How to eat: fat loss and muscle gain

Amir Siddiqui, head coach and personal trainer, explains how your nutritional needs differ depending on your goals

Eating right isn’t as straightforward as you might think – what’s really important is eating the right way for you. ‘Energy in and energy out. Over long periods of time, your body finds a sweet spot of composition – a sweet spot that usually goes against the aesthetic ideals of modern culture. This is why you should not “listen to your body” but rather learn to interpret its deceptive ways – ideally through coaching with an expert,’ says Amir Siddiqui.
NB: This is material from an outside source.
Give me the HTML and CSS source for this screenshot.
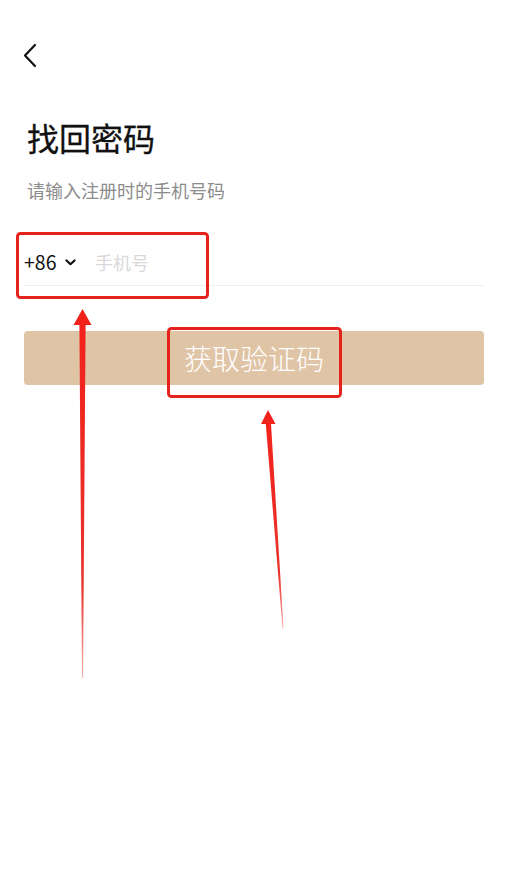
FILE: index.html
```html
<!DOCTYPE html>
<html lang="zh-CN">
<head>
<meta charset="utf-8">
<title>找回密码</title>
<link rel="stylesheet" href="styles.css">
</head>
<body>
<div class="page">
  <div class="nav">
    <svg class="back" width="16" height="26" viewBox="0 0 16 26"><path d="M13 2 L3 12.5 L13 23" fill="none" stroke="#111" stroke-width="2.2" stroke-linecap="round" stroke-linejoin="round"/></svg>
  </div>
  <main class="content">
    <h1 class="title">找回密码</h1>
    <p class="subtitle">请输入注册时的手机号码</p>
    <div class="phone-row">
      <div class="code">
        <span class="code-text">+86</span>
        <svg class="caret" width="11" height="7" viewBox="0 0 11 7"><path d="M1.5 1.5 L5.5 5.2 L9.5 1.5" fill="none" stroke="#111" stroke-width="2.2" stroke-linecap="round" stroke-linejoin="round"/></svg>
      </div>
      <span class="placeholder">手机号</span>
    </div>
    <button class="submit">获取验证码</button>
  </main>
  <svg class="annotations" width="514" height="894" viewBox="0 0 514 894">
    <defs>
      <linearGradient id="g1" x1="0" y1="309" x2="0" y2="678" gradientUnits="userSpaceOnUse">
        <stop offset="0" stop-color="#f2211a"/>
        <stop offset="0.75" stop-color="#e8332b"/>
        <stop offset="1" stop-color="#f6b0ac"/>
      </linearGradient>
      <linearGradient id="g2" x1="0" y1="410" x2="0" y2="628" gradientUnits="userSpaceOnUse">
        <stop offset="0" stop-color="#f2211a"/>
        <stop offset="0.75" stop-color="#e8332b"/>
        <stop offset="1" stop-color="#f6b0ac"/>
      </linearGradient>
    </defs>
    <rect x="17.5" y="233.5" width="190" height="64" rx="3" fill="none" stroke="#e3231c" stroke-width="3"/>
    <rect x="168.5" y="328.5" width="172" height="68" rx="3" fill="none" stroke="#e3231c" stroke-width="3"/>
    <polygon points="82.5,309 91.5,325 85.6,325 83,678 82,678 79.4,325 73.5,325" fill="url(#g1)"/>
    <polygon points="268,410 275.5,424 271,424 283.5,628 282.5,628 265.8,424 261,424" fill="url(#g2)"/>
  </svg>
</div>
</body>
</html>
```

FILE: styles.css
```css
html, body {
  margin: 0;
  padding: 0;
  background: #fff;
}

body {
  font-family: "Noto Sans CJK SC", "Noto Sans", sans-serif;
  color: #111;
}

.page {
  position: relative;
  width: 514px;
  height: 894px;
  overflow: hidden;
}

.nav {
  padding: 43px 0 0 22px;
  height: 26px;
}

.back {
  display: block;
}

.content {
  padding: 0 30px 0 24px;
}

.title {
  margin: 50px 0 0 3px;
  font-size: 32px;
  line-height: 36px;
  font-weight: 400;
  -webkit-text-stroke: 0.3px #111;
  color: #111;
}

.subtitle {
  margin: 24px 0 0 3px;
  font-size: 18px;
  line-height: 22px;
  color: #8c8c8c;
}

.phone-row {
  margin-top: 38px;
  height: 46px;
  display: flex;
  align-items: center;
  border-bottom: 1px solid #efefef;
}

.code {
  display: flex;
  align-items: center;
  gap: 9px;
  width: 71px;
}

.code-text {
  font-size: 19.5px;
  line-height: 24px;
  color: #111;
}

.caret {
  display: block;
}

.placeholder {
  font-size: 18px;
  line-height: 24px;
  color: #d9d9d9;
}

.submit {
  display: block;
  margin-top: 45px;
  width: 460px;
  height: 54px;
  border: none;
  border-radius: 4px;
  background: #dfc4a6;
  color: #ffffff;
  font-family: "Noto Sans CJK SC", "Noto Sans", sans-serif;
  font-size: 28px;
  font-weight: 300;
  line-height: 54px;
  padding: 0;
  text-align: center;
}

.annotations {
  position: absolute;
  left: 0;
  top: 0;
  pointer-events: none;
}
```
‘The first thing to do is decide whether you actually need fat loss, or if you need more muscle. It’s not as simple as you think – many women think they need less fat when they need more muscle, and many men think they need more muscle when they need less fat. But let’s assume we’ve intelligently resolved that complex conundrum.’

For fat loss, you need
1. A calorie deficit. Instead of complex equations, simply take your bodyweight in pounds, and multiply it by 11 (though it can vary from ten to 13 – a good coach can help you figure it out). This is the total number of calories you need per day. If you weigh 150 pounds (68kg), you need 1,650 calories per day to push your body to use its own fat.

2. An exercise programme. Dieting alone will give you a smaller – and most likely flabbier – body. Exercise will make you hot, dieting alone will not.

3. Nearly half your calories should come from carbohydrates such as fruit, sweet potatoes and even rice. The rest you can divide between fat and protein.

4 Embrace hunger! If you are overweight right now, you are used to eating as soon as you are hungry. On a diet plan for fat loss you need to accept hunger with calm – remember, hunger is not an emergency. Most people eat out of boredom and anxiety.

For muscle gain (‘which is what gives you curves’), you need:
1. A surplus of calories. Take your bodyweight in pounds and multiply it by 14 (this can vary widely on your current fitness levels, anywhere between 12 and 16, so get a coach to help you get it right). This is your caloric need per day.

2. An exercise programme – one that will shuttle all that extra energy into beautiful, lean muscle. If you do not work out, you will gain a lot of unsightly fat.

3. Once again, nearly half of your calories can come from carbs and sugar sources such as fruits, honey, oats, rice and potatoes – the rest from protein and fat.

4. Embrace fullness. In the same way that an overweight person believes that he or she doesn’t eat much, every scrawny, muscleless person I’ve ever come across claims to eat a lot. No, you don’t.